El alcanzar aquella certeza provocó en Arnufis una cálida oleada de placer que alegró su corazón y su espíritu. Incluso se permitió la generosidad de dar algunos sextercios a Demetrio para que los gastara en vino y meretrices. De manera inesperada, Isis había puesto a su alcance dos inesperadas oportunidades. En primer lugar, la de vengarse de aquella necia con el corazón rebosante de estúpidos sueños. Seguro que iba a disfrutar cuando viera al centurión desollado por los zurriagos y ejecutado. No le cabía duda alguna. Pero la segunda era, con mucho, más importante. Sabía que no era bien visto, que no escaseaban los romanos que le miraban mal, que le consideraban un bárbaro, que hubieran preferido que no estuviera en el castra. Pues bien, su posición quedaría ahora afianzada de manera definitiva. Él, un africano, un egipcio, un bárbaro, era el que había puesto al descubierto al que había perpetrado la peor ofensa imaginable, la de perduellio. Y ahora quedaba por ver lo que haría aquel tribuno novato y barbilampiño.

– Centurión -repitió Cornelio-. ¿Estás seguro de que comprendes de qué se te acusa?

– Domine -respondió Valerio-, no soy culpable de perduellio. Nunca he faltado a mis deberes como soldado. Nunca lo haré.

– Pero… pero eres cristiano -dijo el tribuno con tono desalentado.

– Sí, domine, lo soy -reconoció Valerio-, pero eso no me impide ser leal a Roma y al césar.

Arnufis estuvo a punto de dejar escapar una carcajada, pero se contuvo. En el estado de ánimo en que se hallaba sumido el tribuno no resultaba prudente tentar a la suerte. Bastaría con que dejara que los hechos siguieran su curso normal.

– ¿Ah, no? -exclamó el tribuno-. Entonces… entonces, si yo te lo ordenara, le ofrecerías incienso…

– No, domine -respondió apesadumbrado Valerio-. Eso no puedo hacerlo.

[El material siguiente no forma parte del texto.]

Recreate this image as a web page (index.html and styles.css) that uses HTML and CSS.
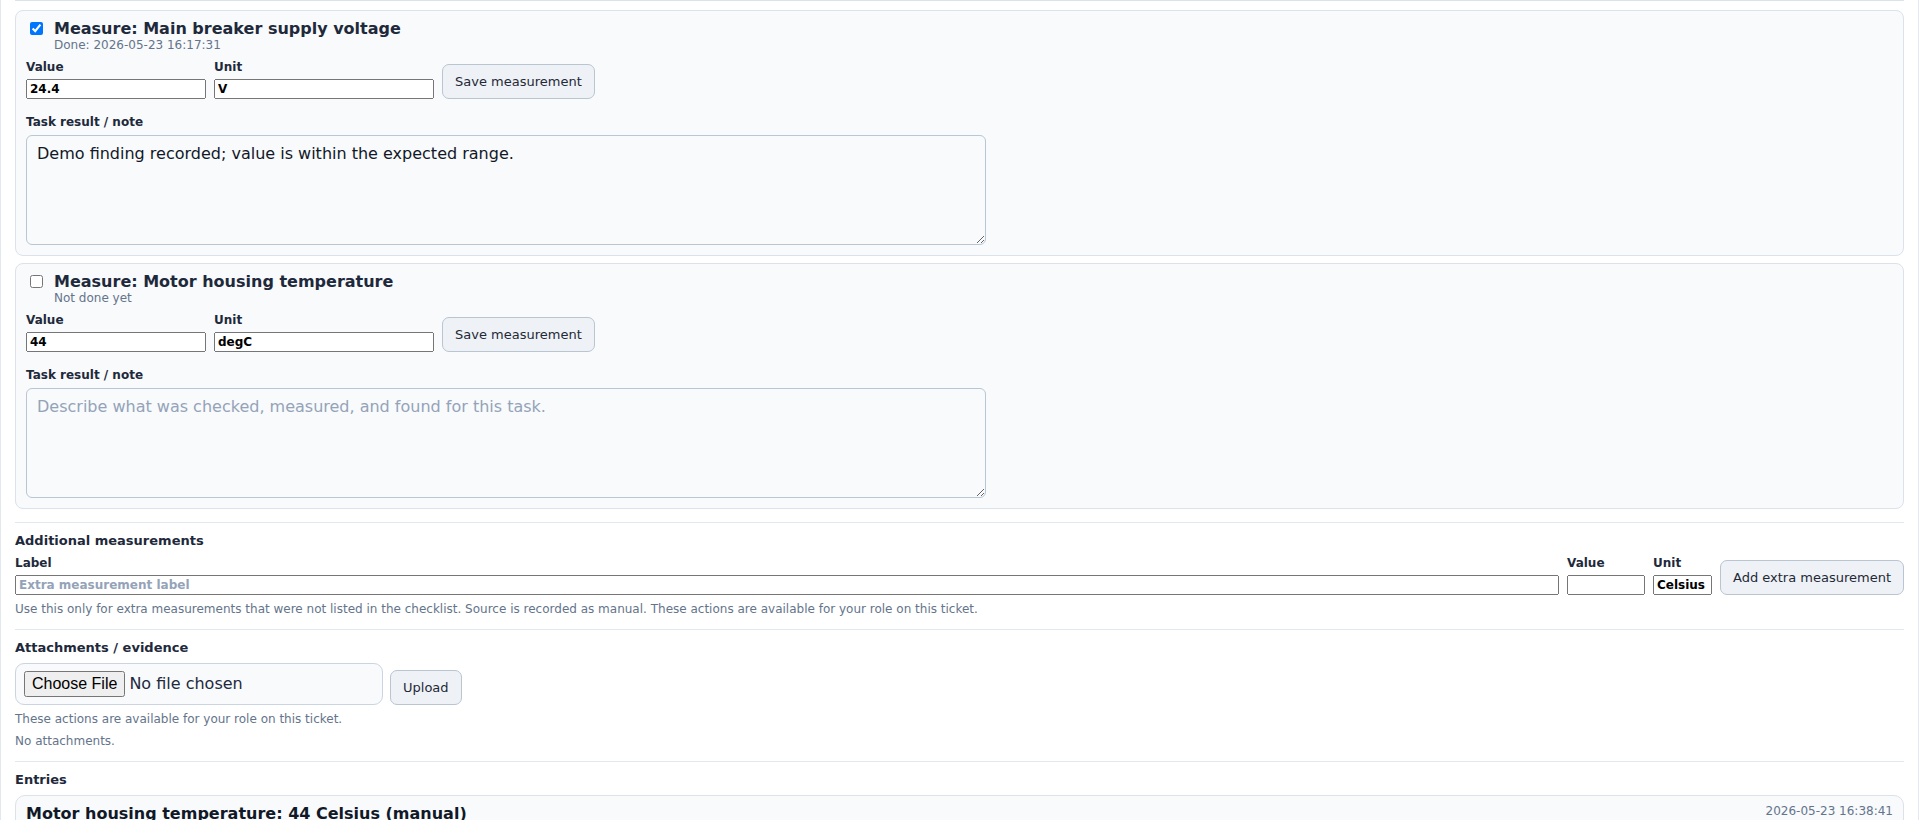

– Qué falta de disciplina más intolerable… -dijo Arnufis como si se le hubiera escapado un pensamiento, pero con voz lo suficientemente audible.

Cornelio clavó la mirada en el suelo. Se sentía insoportablemente abrumado. Como si de repente hubieran descargado sobre sus espaldas un fardo pesado que era incapaz de llevar. Sí, aquello constituía, al fin y a la postre, una falta de disciplina. Ésa era la cuestión esencial. Lo importante no era si el centurión adoraba a un dios servil o si se inclinaba ante la tríada capitolina o si rendía culto a una deidad con cabeza de animal. No, lo relevante era que Roma no podía consentir que en el seno de sus legiones anidara la desobediencia. Ciertamente, la opinión que tenía de aquel hombre era buena. Incluso excelente. Sin embargo, resultaba totalmente inaceptable el hecho de poner en peligro la cohorte para que pudiera cumplir con su religión. Sobre todo en aquellos momentos.

– Domine.

Cornelio alzó la mirada. Estaba lívido y sus labios habían quedado reducidos a una línea morada y horizontal, como si hubiera entrado en el proceso de la agonía. Quien se había dirigido a él era uno de los asistentes personales de Pompeyano. Claro, el legado. Se le había ido de la cabeza en medio de aquella desagradable conversación. Pero… pero ¿cómo no se le había ocurrido? Sí, le remitiría el asunto y, con toda seguridad, lo resolvería de la manera más adecuada.

– ¿Viene el legado? -preguntó con la misma ansiedad con la que un náufrago se hubiera aferrado a un cabo de cuerda que pudiera salvarlo de las aguas.

– Domine -respondió el legionario-. El legado te ordena que comparezcas en su tienda.

El tribuno frunció el ceño. Pompeyano no sólo no atendía a su súplica, sino que además le mandaba reunirse con él. Pero ¿por qué? ¿Tendría algo que ver aquel maldito egipcio en esa decisión? A esas alturas, se sentía inclinado a creer cualquier cosa.